C’est ainsi que des travaux, menés tant chez l’animal (notamment chez des souris « germ free ») que chez l’homme, ont mis en évidence une influence des probiotiques (chez l’homme, les principales sources alimentaires de probiotiques sont représentées par les produits laitiers : yaourts, fromages, laits fermentés) sur la croissance osseuse via une augmentation du taux d’IGF1, une hormone de croissance essentielle. De plus, on a observé chez les animaux « germ free » une réversibilité du remodelage osseux consécutive à une recolonisation bactérienne de leur intestin. Ces résultats ouvrent d’intéressantes perspectives en ce qui concerne notamment la lutte contre la malnutrition et ses conséquences osseuses.
Probiotiques, ménopause et ostéoporose
Un premier point clé a été la démonstration, chez la femme ménopausée, d’un lien entre la diversité du microbiote et le taux urinaire d’estrogènes. Ainsi, le déficit hormonal se traduit par un appauvrissement et un déséquilibre du microbiote. Par ailleurs, chez la souris ovariectomisée, l’administration de certains probiotiques (comme Lactobacillus reuterii) modifie la flore intestinale et prévient la perte osseuse (fémur, vertèbres) liée à la carence en estrogènes.
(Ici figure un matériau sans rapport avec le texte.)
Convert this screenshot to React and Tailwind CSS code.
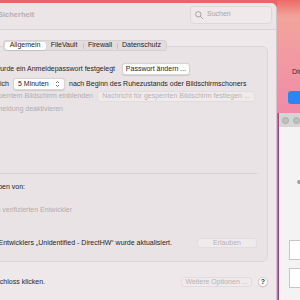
import React from 'react';

function Knopf({ children, disabled = false, className = '' }) {
  return (
    <div
      className={`flex shrink-0 items-center justify-center whitespace-nowrap rounded-[3px] text-[7px] ${
        disabled
          ? 'border border-[#e2dcde] bg-[#efeaec] text-[#b8b2b4]'
          : 'border border-[#d9d3d5] bg-white text-[#262626] shadow-[0_0.5px_1px_rgba(0,0,0,0.12)]'
      } ${className}`}
    >
      {children}
    </div>
  );
}

// Beschriftung, die rechtsbündig endet und links vom Fenster abgeschnitten wird
function Label({ children, className = '', grau = false }) {
  return (
    <div className={`flex shrink-0 justify-end ${className}`}>
      <span className={`whitespace-nowrap ${grau ? 'text-[#b3adaf]' : ''}`}>{children}</span>
    </div>
  );
}

export default function App() {
  return (
    <div className="flex h-[300px] w-[300px] overflow-hidden bg-[#ec6468] font-['Liberation_Sans',Arial,sans-serif] text-[7px] text-[#262626]">
      {/* Hauptfenster */}
      <div className="mt-[3px] flex w-[277px] shrink-0 flex-col overflow-hidden rounded-tr-[6px] border-r border-[#cdc5c9] bg-[#eee8ea]">
        <div className="flex h-[27px] shrink-0 items-center border-b border-[#d8d2d4] bg-[#ebe5e7] pb-[3px]">
          <span className="-ml-[2px] text-[7.5px] font-bold text-[#b5afb1]">Sicherheit</span>
          <div className="ml-auto mr-[4px] flex h-[18px] w-[82px] items-center gap-[4px] rounded-[4px] border border-[#ddd7d9] bg-[#efe9eb] px-[4px] text-[#aaa4a6]">
            <svg width="8" height="8" viewBox="0 0 8 8" fill="none" stroke="#9e989a" strokeWidth="0.9">
              <circle cx="3.3" cy="3.3" r="2.7" />
              <path d="M5.3 5.3 L7.6 7.6" strokeLinecap="round" />
            </svg>
            <span>Suchen</span>
          </div>
        </div>

        <div className="flex flex-1 flex-col pt-[10px]">
          {/* Tabs */}
          <div className="relative z-10 -mb-[5px] ml-[3px] flex h-[11px] w-[164px] items-center rounded-[3px] border border-[#d6d0d2] bg-[#e2dcde] p-[0.5px]">
            <div className="flex h-full w-[41px] items-center justify-center rounded-[2.5px] bg-white shadow-[0_0.5px_1px_rgba(0,0,0,0.15)]">Allgemein</div>
            <div className="flex h-full w-[37px] items-center justify-center">FileVault</div>
            <div className="h-[6px] w-px bg-[#c9c3c5]" />
            <div className="flex h-full w-[33px] items-center justify-center">Firewall</div>
            <div className="h-[6px] w-px bg-[#c9c3c5]" />
            <div className="flex h-full flex-1 items-center justify-center">Datenschutz</div>
          </div>

          {/* Gruppe */}
          <div className="-ml-[10px] flex w-[278px] flex-col rounded-[6px] border border-[#dcd6d8] bg-[#e9e3e5] pb-[13px] pt-[16px]">
            <div className="flex h-[12px] items-center">
              <Label className="w-[124px]">Für diesen Benutzer wurde ein Anmeldepasswort festgelegt</Label>
              <Knopf className="ml-[7px] h-[12px] w-[68px]">Passwort ändern ...</Knopf>
            </div>
            <div className="mt-[3px] flex h-[12px] items-center">
              <Label className="w-[18px]">Passwort erforderlich</Label>
              <Knopf className="ml-[4px] h-[12px] w-[52px] !justify-between px-[4px]">
                <span>5 Minuten</span>
                <svg width="5" height="8" viewBox="0 0 5 8" fill="none" stroke="#555" strokeWidth="0.8">
                  <path d="M1 3 L2.5 1.5 L4 3" />
                  <path d="M1 5 L2.5 6.5 L4 5" />
                </svg>
              </Knopf>
              <span className="ml-[4px] whitespace-nowrap">nach Beginn des Ruhezustands oder Bildschirmschoners</span>
            </div>
            <div className="mt-[1px] flex h-[11px] items-center">
              <Label className="w-[102px]" grau>Mitteilung bei gesperrtem Bildschirm einblenden</Label>
              <Knopf disabled className="ml-[4px] h-[11px] w-[158px]">Nachricht für gesperrten Bildschirm festlegen ...</Knopf>
            </div>
            <div className="mt-[2px] flex h-[10px] items-center">
              <Label className="w-[72px]" grau>Automatische Anmeldung deaktivieren</Label>
            </div>

            <div className="mt-[59px] h-px w-[266px] bg-[#d7d1d3]" />

            <div className="mt-[8px] flex h-[10px] items-center">
              <Label className="w-[34px]">Apps-Download erlauben von:</Label>
            </div>
            <div className="mt-[13px] flex h-[10px] items-center">
              <Label className="w-[81px]" grau>App Store und verifizierten Entwickler</Label>
            </div>
            <div className="mt-[23px] flex h-[10px] items-center">
              <Label className="w-[181px]">Das Laden der Systemsoftware des Entwicklers „Unidentified - DirectHW“ wurde aktualisiert.</Label>
              <Knopf disabled className="ml-[25px] h-[10px] w-[60px]">Erlauben</Knopf>
            </div>
          </div>

          <div className="mt-[15px] flex h-[10px] items-center">
            <Label className="w-[45px]">Zum Ändern auf das Schloss klicken.</Label>
            <Knopf disabled className="ml-[136px] h-[10px] w-[71px]">Weitere Optionen ...</Knopf>
            <div className="ml-[6px] flex h-[10px] w-[10px] items-center justify-center rounded-full border border-[#d6d0d2] bg-white text-[7px] font-bold text-[#333] shadow-[0_0.5px_1px_rgba(0,0,0,0.15)]">?</div>
          </div>
        </div>
      </div>

      {/* rechts: Hintergrund und zweites Fenster */}
      <div className="flex flex-1 flex-col">
        <div className="flex h-[113px] shrink-0 flex-col bg-linear-to-b from-[#ec6a6a] from-0% via-[#f2a49c] via-15% to-[#f18aa8] to-100%">
          <span className="ml-[15px] mt-[67px] h-[10px] leading-[10px] text-[#3a2a2c]">Dir</span>
          <div className="ml-[11px] mt-[14px] h-[13px] w-[20px] rounded-l-[3px] bg-[#2b86f4]" />
        </div>
        <div className="ml-[1px] flex flex-1 flex-col border-l-[1.5px] border-[#a3457a] bg-[#f3f3f3]">
          <div className="flex h-[14px] shrink-0 items-center gap-[4px] bg-[#d5d5d5] pl-[3px]">
            <div className="h-[7px] w-[7px] shrink-0 rounded-full border border-[#aaaaaa] bg-[#c0c0c0]" />
            <div className="h-[7px] w-[7px] shrink-0 rounded-full border border-[#aaaaaa] bg-[#c0c0c0]" />
          </div>
          <div className="ml-[18px] mt-[53px] h-[4px] w-[4px] rounded-full bg-[#a0a0a0]" />
          <div className="ml-[10px] mt-[56px] h-[20px] w-[14px] border border-[#c6c6c6] bg-white" />
          <div className="ml-[10px] mt-[8px] h-[20px] w-[14px] border border-[#c6c6c6] bg-white" />
        </div>
      </div>
    </div>
  );
}
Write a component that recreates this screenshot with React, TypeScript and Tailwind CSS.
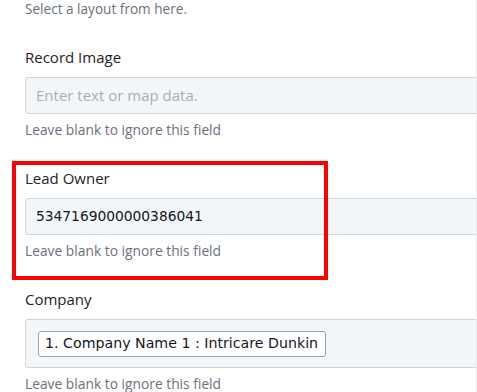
export default function App() {
  const hint = "Leave blank to ignore this field";

  return (
    <div className="w-[477px] h-[392px] overflow-hidden bg-white relative font-['Open_Sans',sans-serif]">
      <div className="absolute top-0 bottom-0 left-[476px] w-px bg-[#e9ecef]" />
      <div className="pl-[25px] w-[520px]">
        <p className="text-[13.6px] leading-[18px] text-[#6b7280]">Select a layout from here.</p>

        {/* Record Image */}
        <div className="mt-[29px]">
          <label className="block text-[15px] leading-[20px] text-[#1f2328]">Record Image</label>
          <div className="mt-[10px] h-[37px] rounded-[3px] border border-[#cfd4da] bg-[#f3f6f9] flex items-center pl-[10px]">
            <span className="text-[15px] text-[#a9aeb4]">Enter text or map data.</span>
          </div>
          <p className="mt-[7px] text-[13.8px] leading-[18px] text-[#6b7280]">{hint}</p>
        </div>

        {/* Lead Owner */}
        <div className="mt-[29px]">
          <label className="block text-[15px] leading-[20px] text-[#1f2328]">Lead Owner</label>
          <div className="mt-[10px] h-[37px] rounded-[3px] border border-[#cfd4da] bg-[#f3f6f9] flex items-center pl-[10px]">
            <span className="text-[13.8px] text-[#111827] font-['DejaVu_Sans',sans-serif]">5347169000000386041</span>
          </div>
          <p className="mt-[7px] text-[13.8px] leading-[18px] text-[#6b7280]">{hint}</p>
        </div>

        {/* Company */}
        <div className="mt-[29px]">
          <label className="block text-[15px] leading-[20px] text-[#1f2328]">Company</label>
          <div className="mt-[10px] h-[49px] rounded-[3px] border border-[#cfd4da] bg-[#f3f6f9] flex items-center pl-[12px]">
            <span className="h-[26px] flex items-center pl-[6px] pr-[7px] rounded-[3px] border border-[#9ca3af] bg-white text-[14.2px] text-[#111827] font-['DejaVu_Sans',sans-serif]">
              1. Company Name 1 : Intricare Dunkin
            </span>
          </div>
          <p className="mt-[7px] text-[13.8px] leading-[18px] text-[#6b7280]">{hint}</p>
        </div>
      </div>

      {/* highlight box */}
      <div className="absolute left-[12px] top-[161px] w-[316px] h-[119px] border-4 border-[#ff0000]" />
    </div>
  );
}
D’autre part, des études menées sur l'humain ont conforté l’intérêt porté au rôle du microbiote intestinal du point de vue de l’os. C’est ainsi qu’une étude suédoise (portant sur 61 433 femmes de 39 à 74 ans suivies 20 ans) a montré en 2014 une diminution de 10 à 15 % du risque de fracture de hanche par la consommation quotidienne de 200 g de yaourt ou de 20 g de fromage.
Des outils diagnostiques
Dans un autre ordre d’idée, il ressort de travaux chinois, parus en 2017, ayant comparé (par l’analyse ADN) le microbiote de sujets normaux, ostéopéniques et ostéoporotiques, l’existence de différences dans la composition du microbiote de ces trois groupes. Plus précisément, si les quatre principales souches de bactéries du microbiote « normal » sont bien présentes chez tous les sujets (Firmicutes, Bacteroidetes, Proteobacteria et Actinibacteria), leur proportion est apparue modifiée, les personnes ostéoporotiques ayant davantage de Firmicutes et moins de Bacteroidetes ; ce qui se reflète dans des rapports Firmicutes/Bacteroidetes significativement différents : 1,3 chez le sujet normal, 1,75 chez l’ostéopénique et 3,3 chez l’ostéoporotique. Ces résultats permettent d’envisager non seulement des interventions thérapeutiques, mais aussi peut-être le développement d’intéressants outils diagnostiques.
Le Pr Rizzoli a terminé sa présentation en augurant que « de nouvelles recherches vont permettre d’approfondir le lien entre alimentation et santé, de mieux appréhender la sensibilité d’un individu à un modèle alimentaire ou à un traitement médical, de proposer des prises en charge personnalisées, ou encore d’utiliser des aliments comme vecteurs de prévention ou de traitement, parmi lesquels les probiotiques des produits laitiers fermentés, accessibles et variés ».
D'après le « Congrès mondial de l'ostéoporose » 2018 à Cracovie.